Substandard LPG continues to flow into the country via Tanzania, undercutting importers who follow the due process at the Port of Mombasa.
This is because, Kenya is yet to install testing equipment for imported cooking gas, despite the country’s energy regulator announcing plans to procure two test machines — gas chromatography-mass spectroscopy (GCMS) in 2017.
A major player in the sector who asked not to be named citing business interests told the Star that highly placed individuals benefiting from the illegal trade are frustrating efforts to install the two machines at the Namanga border.
''Those machines could have saved us a great deal. We are competing with players who are selling low quality and half-filled cylinders at half our prices. Apparently, they are well protected by greedy regulators who only care about kickbacks,’’ he said.

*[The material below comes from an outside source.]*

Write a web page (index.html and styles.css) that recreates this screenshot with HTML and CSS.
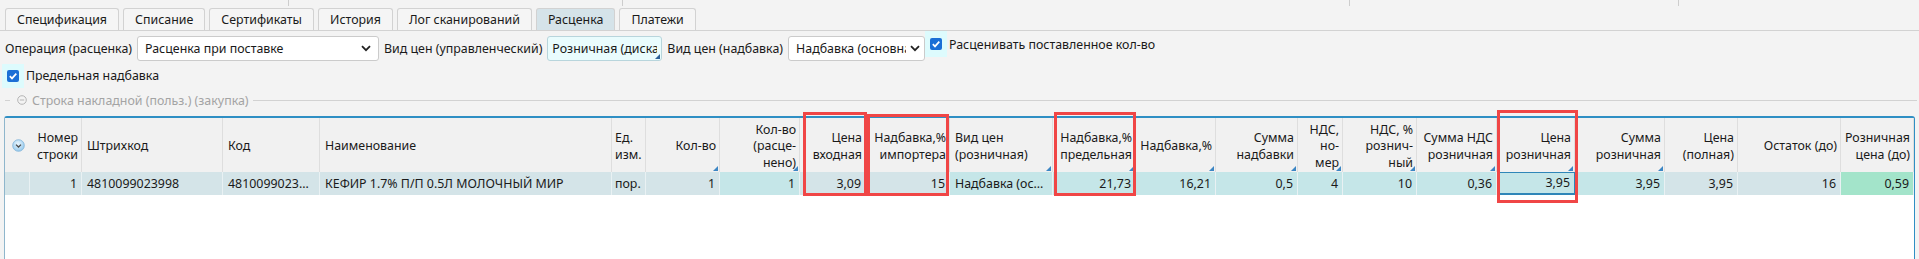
FILE: index.html
```html
<!DOCTYPE html>
<html lang="ru">
<head>
    <meta charset="UTF-8">
    <title>Расценка</title>
    <link rel="stylesheet" href="styles.css">
</head>
<body>
    <div class="toolbar">
        <div class="tool-cell w1"></div>
        <div class="tool-cell w2"></div>
        <div class="tool-cell w3"></div>
        <div class="tool-cell w4"></div>
    </div>

    <div class="tabs">
        <div class="tab">Спецификация</div>
        <div class="tab">Списание</div>
        <div class="tab">Сертификаты</div>
        <div class="tab">История</div>
        <div class="tab">Лог сканирований</div>
        <div class="tab active">Расценка</div>
        <div class="tab">Платежи</div>
    </div>

    <div class="form-row">
        <span class="label">Операция (расценка)</span>
        <div class="select op-select">
            <span class="select-text">Расценка при поставке</span>
            <svg class="chevron" width="10" height="7" viewBox="0 0 10 7"><path d="M1 1.2 L5 5.2 L9 1.2" fill="none" stroke="#222" stroke-width="1.8"/></svg>
        </div>
        <span class="label">Вид цен (управленческий)</span>
        <div class="field price-field">
            <span class="select-text">Розничная (дискаунтер)</span>
        </div>
        <span class="label">Вид цен (надбавка)</span>
        <div class="select markup-select">
            <span class="select-text">Надбавка (основная)</span>
            <svg class="chevron" width="10" height="7" viewBox="0 0 10 7"><path d="M1 1.2 L5 5.2 L9 1.2" fill="none" stroke="#222" stroke-width="1.8"/></svg>
        </div>
        <label class="check top-check">
            <span class="check-box"><svg width="12" height="12" viewBox="0 0 12 12"><rect width="12" height="12" rx="2" fill="#1b6fd6"/><path d="M2.8 6.2 L5 8.4 L9.3 3.6" fill="none" stroke="#fff" stroke-width="1.7"/></svg></span>
            <span>Расценивать поставленное кол-во</span>
        </label>
    </div>

    <div class="form-row second">
        <label class="check">
            <span class="check-box"><svg width="12" height="12" viewBox="0 0 12 12"><rect width="12" height="12" rx="2" fill="#1b6fd6"/><path d="M2.8 6.2 L5 8.4 L9.3 3.6" fill="none" stroke="#fff" stroke-width="1.7"/></svg></span>
            <span>Предельная надбавка</span>
        </label>
    </div>

    <div class="group-title">
        <span class="dash"></span>
        <svg width="10" height="10" viewBox="0 0 10 10"><circle cx="5" cy="5" r="4.3" fill="none" stroke="#b5b5b5" stroke-width="1"/><path d="M2.8 5 H7.2" stroke="#b5b5b5" stroke-width="1"/></svg>
        <span class="group-text">Строка накладной (польз.) (закупка)</span>
        <span class="group-line"></span>
    </div>

    <div class="grid-wrap">
        <div class="grid">
            <div class="hd icon-cell">
                <svg width="13" height="13" viewBox="0 0 13 13">
                    <defs>
                        <radialGradient id="g" cx="0.45" cy="0.35" r="0.7">
                            <stop offset="0" stop-color="#e9f5fd"/>
                            <stop offset="1" stop-color="#8fc6ec"/>
                        </radialGradient>
                    </defs>
                    <circle cx="6.5" cy="6.5" r="5.8" fill="url(#g)" stroke="#7eb3d8" stroke-width="0.8"/>
                    <path d="M4 5.6 L6.5 8 L9 5.6" fill="none" stroke="#4a4a4a" stroke-width="1.3"/>
                </svg>
            </div>
            <div class="hd r">Номер<br>строки</div>
            <div class="hd">Штрихкод</div>
            <div class="hd">Код</div>
            <div class="hd">Наименование</div>
            <div class="hd narrow">Ед.<br>изм.</div>
            <div class="hd r edit">Кол-во</div>
            <div class="hd r edit">Кол-во<br>(расце-<br>нено)</div>
            <div class="hd r">Цена<br>входная</div>
            <div class="hd r">Надбавка,%<br>импортера</div>
            <div class="hd edit">Вид цен<br>(розничная)</div>
            <div class="hd r edit">Надбавка,%<br>предельная</div>
            <div class="hd r edit">Надбавка,%</div>
            <div class="hd r edit">Сумма<br>надбавки</div>
            <div class="hd r edit">НДС,<br>но-<br>мер</div>
            <div class="hd r edit">НДС, %<br>рознич-<br>ный</div>
            <div class="hd r edit">Сумма НДС<br>розничная</div>
            <div class="hd r edit">Цена<br>розничная</div>
            <div class="hd r edit">Сумма<br>розничная</div>
            <div class="hd r">Цена<br>(полная)</div>
            <div class="hd r">Остаток (до)</div>
            <div class="hd r">Розничная<br>цена (до)</div>

            <div class="cell gray"></div>
            <div class="cell gray r">1</div>
            <div class="cell gray">4810099023998</div>
            <div class="cell gray">4810099023998</div>
            <div class="cell gray">КЕФИР 1.7% П/П 0.5Л МОЛОЧНЫЙ МИР</div>
            <div class="cell gray narrow">пор.</div>
            <div class="cell gray r">1</div>
            <div class="cell teal r">1</div>
            <div class="cell gray r">3,09</div>
            <div class="cell gray r">15</div>
            <div class="cell teal">Надбавка (основная)</div>
            <div class="cell teal r">21,73</div>
            <div class="cell teal r">16,21</div>
            <div class="cell teal r">0,5</div>
            <div class="cell teal r">4</div>
            <div class="cell teal r">10</div>
            <div class="cell teal r">0,36</div>
            <div class="cell teal r selected">3,95</div>
            <div class="cell teal r">3,95</div>
            <div class="cell gray r">3,95</div>
            <div class="cell gray r">16</div>
            <div class="cell green r">0,59</div>
        </div>

        <!-- annotation frames -->
        <div class="mark m1"></div>
        <div class="mark m2"></div>
        <div class="mark m3"></div>
        <div class="mark m4"></div>
    </div>
</body>
</html>
```

FILE: styles.css
```css
:root {
    --page-bg: #f3f3f3;
    --line-color: #d2d2d2;
    --row-gray: #d4e4e8;
    --row-teal: #c5e6e8;
    --row-green: #a3e4ca;
    --frame-blue: #2f8fc4;
    --mark-red: #f04646;
    --text-color: #1a1a1a;
}

* {
    margin: 0;
    padding: 0;
    box-sizing: border-box;
}

body {
    height: 259px;
    overflow: hidden;
    background-color: var(--page-bg);
    font-family: "Noto Sans", "Open Sans", sans-serif;
    font-size: 12.4px;
    color: var(--text-color);
}

/* remains of the toolbar above */
.toolbar {
    display: flex;
    height: 6px;
}

.tool-cell {
    border-right: 1px solid #cdcdcd;
}

.w1 { width: 289px; }
.w2 { width: 334px; }
.w3 { width: 727px; }
.w4 { width: 329px; }

/* tabs */
.tabs {
    display: flex;
    gap: 4px;
    margin-top: 2px;
    padding-left: 5px;
    border-bottom: 1px solid var(--line-color);
}

.tab {
    height: 22px;
    padding: 0 11px;
    display: flex;
    align-items: center;
    border: 1px solid var(--line-color);
    border-bottom: none;
    border-radius: 3px 3px 0 0;
    background-color: #f5f5f5;
}

.tab.active {
    background-color: #d5e3e9;
}

/* form rows */
.form-row {
    display: flex;
    align-items: center;
    gap: 5px;
    padding-left: 5px;
    margin-top: 5px;
    height: 25px;
}

.label {
    white-space: nowrap;
}

.select,
.field {
    height: 25px;
    display: flex;
    align-items: center;
    background-color: #fff;
    border: 1px solid #cbcbcb;
    border-radius: 3px;
    padding: 0 7px;
    overflow: hidden;
    position: relative;
}

.select-text {
    flex: 1;
    white-space: nowrap;
    overflow: hidden;
}

.chevron {
    flex-shrink: 0;
    margin-left: 4px;
}

.op-select { width: 242px; }
.markup-select { width: 137px; padding-right: 4px; }

.price-field {
    width: 115px;
    padding: 0 4px;
    background-color: #e9fcfd;
    border-color: #b8d5dc;
}

.price-field::after {
    content: "";
    position: absolute;
    right: 1px;
    bottom: 1px;
    border-left: 5px solid transparent;
    border-bottom: 5px solid #2a5f96;
}

.check {
    display: flex;
    align-items: center;
    gap: 2px;
    white-space: nowrap;
}

.check-box {
    width: 22px;
    height: 24px;
    display: flex;
    align-items: center;
    justify-content: center;
    background-color: #ddfbfd;
}

.check-box svg {
    display: block;
}

.top-check {
    margin-left: -5px;
    align-self: flex-start;
    margin-top: -5px;
}

.top-check .check-box {
    height: 26px;
}

.form-row.second {
    margin-top: 2px;
    padding-left: 2px;
}

/* group caption */
.group-title {
    display: flex;
    align-items: center;
    gap: 3px;
    margin-top: 4px;
    padding-left: 5px;
    padding-right: 2px;
    height: 16px;
    color: #a4a4a4;
}

.group-title svg {
    margin-left: 4px;
    margin-right: 2px;
}

.dash {
    width: 5px;
    border-top: 1px solid var(--line-color);
}

.group-line {
    flex: 1;
    border-top: 1px solid var(--line-color);
    margin-left: 1px;
}

/* grid */
.grid-wrap {
    position: relative;
    margin: 8px 4px 0 4px;
    width: 1911px;
    height: 143px;
    background-color: #fff;
    border: 1px solid #8fb6cc;
    border-top: 2px solid var(--frame-blue);
    border-right-color: var(--frame-blue);
    border-bottom: none;
    border-radius: 3px 3px 0 0;
}

.grid {
    display: grid;
    grid-template-columns: 25px 52px 141px 97px 292px 34px 74px 80px 66px 84px 103px 83px 80px 82px 45px 74px 80px 78px 90px 73px 103px 73px;
    grid-template-rows: 54px 23px;
}

.hd {
    position: relative;
    display: flex;
    align-items: center;
    padding: 3px 3px 0 5px;
    line-height: 16.5px;
    background-color: #f1f1f1;
    border-right: 1px solid #dedede;
    white-space: nowrap;
}

.hd.r {
    justify-content: flex-end;
    text-align: right;
}

.hd.edit::after {
    content: "";
    position: absolute;
    right: 1px;
    bottom: 1px;
    border-left: 5px solid transparent;
    border-bottom: 5px solid #3c86c4;
}

.icon-cell {
    justify-content: center;
    padding: 0 0 0 2px;
    border-right: none;
}

.icon-cell svg {
    display: block;
}

.cell {
    padding: 0 4px 0 5px;
    line-height: 23px;
    white-space: nowrap;
    overflow: hidden;
    text-overflow: ellipsis;
    border-right: 1px solid #e9f1f3;
}

.cell.r {
    text-align: right;
}

.hd.narrow,
.cell.narrow {
    padding-left: 3px;
    padding-right: 1px;
    text-overflow: clip;
}

.gray { background-color: var(--row-gray); }
.teal { background-color: var(--row-teal); }
.green { background-color: var(--row-green); }

.cell.selected {
    border: 1px solid #2f86b8;
    border-bottom-width: 2px;
    line-height: 20px;
}

/* red frames drawn over the grid */
.mark {
    position: absolute;
    border: 3px solid var(--mark-red);
}

.m1 { left: 798px; top: -6px; width: 64px; height: 84px; }
.m2 { left: 862px; top: -4px; width: 82px; height: 82px; }
.m3 { left: 1049px; top: -6px; width: 82px; height: 84px; }
.m4 { left: 1492px; top: -8px; width: 81px; height: 93px; }
```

The two machines, according to the Energy Petroleum Regulatory Authority (EPRA) were to cost at least Sh50 million with one going for Sh10.3 million and the other one at Sh41 million.
Last month, the regulator told the Star that the machines were purchased through funding from the World Bank, installed and commissioned at the Kenya Bureau of Standards (Kebs) laboratories in Nairobi and Mombasa in 2019.
This was a clear admission that there is no GCMS machine at the country's border with Tanzania, exposing users to danger while denying the Kenya Revenue Authority millions in tax dues.
The government currently has only one functional machine at the Kenya Petroleum Refineries Limited, which is used to test and certify all cooking gas imports through the Mombasa port.
Last year 75 staff members were arrested and charged for suspected involvement in activities that undermined the institution’s mandate by abetting tax evasion and facilitating access to services through bribery and corruption.
Yesterday, the tax agency told the Star that it concluded 187 investigations of unethical staff last year, mostly touching on aiding tax evasion.
Most of them were accused of facilitating fraudulent clearance of cargo, amendment of tax returns to help taxpayers evade taxes and the irregular issuance of Tax Compliance Certificates.